▶ [WHAT IS ASKED]
Copy each line of the material below that includes the string "page".

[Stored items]
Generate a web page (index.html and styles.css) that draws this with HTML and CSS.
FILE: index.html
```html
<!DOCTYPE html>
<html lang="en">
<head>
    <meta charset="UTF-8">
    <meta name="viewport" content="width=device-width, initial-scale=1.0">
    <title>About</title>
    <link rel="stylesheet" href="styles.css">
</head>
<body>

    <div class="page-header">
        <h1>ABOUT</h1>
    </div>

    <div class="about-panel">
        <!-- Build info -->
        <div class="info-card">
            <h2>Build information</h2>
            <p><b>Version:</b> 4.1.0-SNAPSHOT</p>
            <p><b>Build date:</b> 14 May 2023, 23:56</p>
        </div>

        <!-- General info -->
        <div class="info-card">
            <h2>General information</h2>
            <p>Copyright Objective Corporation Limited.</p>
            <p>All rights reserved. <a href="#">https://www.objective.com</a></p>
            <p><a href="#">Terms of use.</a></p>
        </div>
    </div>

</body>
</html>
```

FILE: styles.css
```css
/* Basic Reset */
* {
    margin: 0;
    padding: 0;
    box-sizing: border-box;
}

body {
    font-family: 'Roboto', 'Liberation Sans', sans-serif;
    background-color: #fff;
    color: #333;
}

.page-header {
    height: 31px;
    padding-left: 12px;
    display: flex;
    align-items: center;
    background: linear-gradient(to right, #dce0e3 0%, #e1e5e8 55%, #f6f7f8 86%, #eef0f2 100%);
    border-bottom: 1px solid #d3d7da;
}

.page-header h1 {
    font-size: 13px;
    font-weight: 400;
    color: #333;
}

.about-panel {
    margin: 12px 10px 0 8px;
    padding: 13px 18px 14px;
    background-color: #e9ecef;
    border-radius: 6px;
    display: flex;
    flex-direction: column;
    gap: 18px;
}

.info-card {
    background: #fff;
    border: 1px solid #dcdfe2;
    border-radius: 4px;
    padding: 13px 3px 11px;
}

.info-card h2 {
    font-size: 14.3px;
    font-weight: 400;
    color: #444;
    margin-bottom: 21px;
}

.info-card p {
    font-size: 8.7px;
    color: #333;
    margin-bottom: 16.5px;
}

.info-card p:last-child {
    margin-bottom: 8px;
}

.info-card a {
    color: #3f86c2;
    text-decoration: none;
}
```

...

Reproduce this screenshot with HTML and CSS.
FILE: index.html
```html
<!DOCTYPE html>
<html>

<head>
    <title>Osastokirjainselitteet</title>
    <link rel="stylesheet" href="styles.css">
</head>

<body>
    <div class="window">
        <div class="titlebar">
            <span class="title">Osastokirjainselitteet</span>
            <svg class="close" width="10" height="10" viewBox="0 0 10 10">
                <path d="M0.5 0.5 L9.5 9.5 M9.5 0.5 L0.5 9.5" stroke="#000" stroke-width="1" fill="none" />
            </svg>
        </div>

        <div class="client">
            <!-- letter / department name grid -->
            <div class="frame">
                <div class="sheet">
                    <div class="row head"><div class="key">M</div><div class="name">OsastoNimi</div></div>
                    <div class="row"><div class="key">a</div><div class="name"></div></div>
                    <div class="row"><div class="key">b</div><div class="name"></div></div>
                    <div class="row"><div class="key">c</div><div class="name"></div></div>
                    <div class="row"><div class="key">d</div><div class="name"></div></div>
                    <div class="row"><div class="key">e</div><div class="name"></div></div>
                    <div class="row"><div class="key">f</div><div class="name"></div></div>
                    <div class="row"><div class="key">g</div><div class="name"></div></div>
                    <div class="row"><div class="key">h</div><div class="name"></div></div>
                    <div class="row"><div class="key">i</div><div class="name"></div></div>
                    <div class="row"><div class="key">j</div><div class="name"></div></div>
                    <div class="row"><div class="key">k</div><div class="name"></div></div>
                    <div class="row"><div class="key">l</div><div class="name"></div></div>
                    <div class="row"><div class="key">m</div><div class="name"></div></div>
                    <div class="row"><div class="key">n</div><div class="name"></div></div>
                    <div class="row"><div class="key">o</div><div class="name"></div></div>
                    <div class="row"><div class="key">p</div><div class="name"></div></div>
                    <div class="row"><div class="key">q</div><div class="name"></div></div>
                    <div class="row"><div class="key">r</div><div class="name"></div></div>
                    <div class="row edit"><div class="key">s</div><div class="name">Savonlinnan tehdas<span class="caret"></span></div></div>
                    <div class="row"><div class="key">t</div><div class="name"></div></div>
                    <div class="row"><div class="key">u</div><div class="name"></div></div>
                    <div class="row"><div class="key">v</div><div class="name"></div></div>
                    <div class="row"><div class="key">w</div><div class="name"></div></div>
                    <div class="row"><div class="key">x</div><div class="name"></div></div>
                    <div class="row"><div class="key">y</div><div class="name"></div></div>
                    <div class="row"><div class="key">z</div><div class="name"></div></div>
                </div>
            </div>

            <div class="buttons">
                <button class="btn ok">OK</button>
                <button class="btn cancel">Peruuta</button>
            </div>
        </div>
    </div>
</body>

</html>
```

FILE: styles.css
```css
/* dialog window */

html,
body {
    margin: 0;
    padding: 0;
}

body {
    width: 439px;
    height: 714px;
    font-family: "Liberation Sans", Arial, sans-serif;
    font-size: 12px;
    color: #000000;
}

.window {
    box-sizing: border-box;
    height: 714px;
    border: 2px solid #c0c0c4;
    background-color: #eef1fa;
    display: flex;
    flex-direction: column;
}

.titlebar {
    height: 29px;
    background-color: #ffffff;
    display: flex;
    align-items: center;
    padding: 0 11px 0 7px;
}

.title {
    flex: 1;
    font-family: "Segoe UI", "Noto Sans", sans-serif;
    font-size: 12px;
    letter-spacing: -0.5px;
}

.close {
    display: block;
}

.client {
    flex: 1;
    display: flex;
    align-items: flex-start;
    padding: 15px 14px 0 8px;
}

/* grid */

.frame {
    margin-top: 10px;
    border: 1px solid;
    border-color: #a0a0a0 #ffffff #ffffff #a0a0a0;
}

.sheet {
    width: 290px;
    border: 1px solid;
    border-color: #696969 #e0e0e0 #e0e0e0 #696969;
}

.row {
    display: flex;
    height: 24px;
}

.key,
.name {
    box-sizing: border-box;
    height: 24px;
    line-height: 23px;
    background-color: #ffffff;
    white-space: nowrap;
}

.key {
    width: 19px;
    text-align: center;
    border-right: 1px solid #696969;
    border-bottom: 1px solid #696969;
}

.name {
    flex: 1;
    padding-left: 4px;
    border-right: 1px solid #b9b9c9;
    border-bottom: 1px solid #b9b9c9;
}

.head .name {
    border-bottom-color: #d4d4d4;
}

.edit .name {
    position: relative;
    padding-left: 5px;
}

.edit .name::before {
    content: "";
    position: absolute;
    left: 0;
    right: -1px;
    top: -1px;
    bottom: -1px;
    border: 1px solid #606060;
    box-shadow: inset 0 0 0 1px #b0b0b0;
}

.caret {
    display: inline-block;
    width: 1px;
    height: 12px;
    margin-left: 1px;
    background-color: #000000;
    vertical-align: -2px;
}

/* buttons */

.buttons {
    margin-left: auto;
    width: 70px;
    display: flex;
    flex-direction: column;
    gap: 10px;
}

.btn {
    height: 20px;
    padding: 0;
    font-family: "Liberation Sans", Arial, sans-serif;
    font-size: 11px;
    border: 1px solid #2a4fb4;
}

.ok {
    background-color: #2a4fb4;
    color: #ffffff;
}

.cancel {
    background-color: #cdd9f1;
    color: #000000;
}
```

* * *

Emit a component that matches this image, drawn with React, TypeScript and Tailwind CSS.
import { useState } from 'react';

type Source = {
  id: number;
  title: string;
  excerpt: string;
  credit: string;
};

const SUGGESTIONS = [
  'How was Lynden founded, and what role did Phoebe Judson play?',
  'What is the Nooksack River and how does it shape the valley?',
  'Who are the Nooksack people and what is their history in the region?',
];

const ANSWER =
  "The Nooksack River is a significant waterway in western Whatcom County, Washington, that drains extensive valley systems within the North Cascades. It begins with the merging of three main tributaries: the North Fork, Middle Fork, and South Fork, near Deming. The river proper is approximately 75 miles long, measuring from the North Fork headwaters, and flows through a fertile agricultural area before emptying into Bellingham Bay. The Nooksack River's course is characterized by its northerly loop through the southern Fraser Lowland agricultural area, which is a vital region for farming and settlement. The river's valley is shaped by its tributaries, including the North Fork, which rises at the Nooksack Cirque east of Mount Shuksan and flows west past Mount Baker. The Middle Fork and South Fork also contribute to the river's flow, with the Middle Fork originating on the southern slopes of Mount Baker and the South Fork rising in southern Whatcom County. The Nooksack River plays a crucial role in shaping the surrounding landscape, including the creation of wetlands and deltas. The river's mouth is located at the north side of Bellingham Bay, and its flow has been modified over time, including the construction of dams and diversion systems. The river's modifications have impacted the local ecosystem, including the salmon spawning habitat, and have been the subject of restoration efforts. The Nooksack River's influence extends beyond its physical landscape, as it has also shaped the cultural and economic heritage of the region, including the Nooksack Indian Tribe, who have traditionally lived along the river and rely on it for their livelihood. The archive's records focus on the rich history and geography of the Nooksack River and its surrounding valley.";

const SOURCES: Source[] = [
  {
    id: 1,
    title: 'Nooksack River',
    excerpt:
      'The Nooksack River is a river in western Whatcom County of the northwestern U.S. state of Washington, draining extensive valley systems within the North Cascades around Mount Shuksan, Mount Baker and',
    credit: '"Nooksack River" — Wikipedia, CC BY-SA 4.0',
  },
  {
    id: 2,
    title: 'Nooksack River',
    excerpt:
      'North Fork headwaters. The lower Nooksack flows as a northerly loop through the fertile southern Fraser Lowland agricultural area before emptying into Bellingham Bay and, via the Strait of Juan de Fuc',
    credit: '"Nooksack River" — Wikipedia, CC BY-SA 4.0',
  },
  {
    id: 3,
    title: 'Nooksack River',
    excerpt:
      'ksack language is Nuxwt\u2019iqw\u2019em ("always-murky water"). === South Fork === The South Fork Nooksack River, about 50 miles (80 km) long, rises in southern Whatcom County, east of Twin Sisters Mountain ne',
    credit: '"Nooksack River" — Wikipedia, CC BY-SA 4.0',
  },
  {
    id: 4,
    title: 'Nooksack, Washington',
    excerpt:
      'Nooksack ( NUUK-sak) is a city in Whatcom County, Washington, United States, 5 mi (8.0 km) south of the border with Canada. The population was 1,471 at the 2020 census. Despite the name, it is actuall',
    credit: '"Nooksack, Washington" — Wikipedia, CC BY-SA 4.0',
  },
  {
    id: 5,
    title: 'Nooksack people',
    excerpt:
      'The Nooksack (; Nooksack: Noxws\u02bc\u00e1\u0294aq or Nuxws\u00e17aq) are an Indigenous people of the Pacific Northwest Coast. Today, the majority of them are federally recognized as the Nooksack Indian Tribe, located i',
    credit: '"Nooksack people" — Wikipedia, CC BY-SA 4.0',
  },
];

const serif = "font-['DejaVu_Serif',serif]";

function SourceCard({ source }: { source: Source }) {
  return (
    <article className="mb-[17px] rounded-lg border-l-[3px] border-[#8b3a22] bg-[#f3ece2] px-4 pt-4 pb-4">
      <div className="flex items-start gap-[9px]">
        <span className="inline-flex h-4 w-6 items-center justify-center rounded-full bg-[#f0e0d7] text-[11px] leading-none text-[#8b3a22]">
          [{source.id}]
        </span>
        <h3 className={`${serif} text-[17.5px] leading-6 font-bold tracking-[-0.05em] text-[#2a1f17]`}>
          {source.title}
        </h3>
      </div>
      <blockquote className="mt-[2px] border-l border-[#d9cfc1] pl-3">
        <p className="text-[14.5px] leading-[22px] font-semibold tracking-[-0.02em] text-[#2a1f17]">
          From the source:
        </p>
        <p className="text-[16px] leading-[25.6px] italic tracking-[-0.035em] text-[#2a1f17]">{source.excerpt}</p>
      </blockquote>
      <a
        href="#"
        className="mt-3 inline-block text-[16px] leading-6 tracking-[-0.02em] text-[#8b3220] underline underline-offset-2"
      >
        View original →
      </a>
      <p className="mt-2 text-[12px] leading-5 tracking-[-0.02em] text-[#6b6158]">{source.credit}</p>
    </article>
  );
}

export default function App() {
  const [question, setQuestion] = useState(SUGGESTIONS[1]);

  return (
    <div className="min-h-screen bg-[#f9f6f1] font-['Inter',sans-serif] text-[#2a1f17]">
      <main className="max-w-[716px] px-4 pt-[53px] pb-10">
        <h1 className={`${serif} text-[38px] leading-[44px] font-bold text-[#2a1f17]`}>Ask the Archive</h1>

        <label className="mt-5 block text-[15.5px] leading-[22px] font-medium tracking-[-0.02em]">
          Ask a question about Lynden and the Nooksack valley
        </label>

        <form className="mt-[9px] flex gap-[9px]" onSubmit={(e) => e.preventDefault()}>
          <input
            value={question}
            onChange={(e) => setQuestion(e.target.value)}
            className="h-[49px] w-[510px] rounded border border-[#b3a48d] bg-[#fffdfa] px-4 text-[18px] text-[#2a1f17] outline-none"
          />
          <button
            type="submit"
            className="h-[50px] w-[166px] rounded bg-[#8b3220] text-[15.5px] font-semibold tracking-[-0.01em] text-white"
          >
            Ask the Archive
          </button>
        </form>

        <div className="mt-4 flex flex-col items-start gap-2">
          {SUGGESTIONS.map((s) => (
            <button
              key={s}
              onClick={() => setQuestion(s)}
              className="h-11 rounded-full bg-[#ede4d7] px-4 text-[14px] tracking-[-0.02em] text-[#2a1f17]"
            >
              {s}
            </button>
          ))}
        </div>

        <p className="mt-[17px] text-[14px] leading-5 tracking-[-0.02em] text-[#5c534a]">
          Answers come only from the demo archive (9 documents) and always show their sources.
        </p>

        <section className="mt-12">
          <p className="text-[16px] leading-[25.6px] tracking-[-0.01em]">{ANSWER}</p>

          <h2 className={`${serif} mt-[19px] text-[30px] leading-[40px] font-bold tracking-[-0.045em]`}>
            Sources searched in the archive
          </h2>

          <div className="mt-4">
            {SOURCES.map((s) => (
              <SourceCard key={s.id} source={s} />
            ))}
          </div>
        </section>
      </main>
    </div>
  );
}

▶ [IN RESPONSE]
Generate a web page (index.html and styles.css) that draws this with HTML and CSS.
    <div class="page-header">
.page-header {
.page-header h1 {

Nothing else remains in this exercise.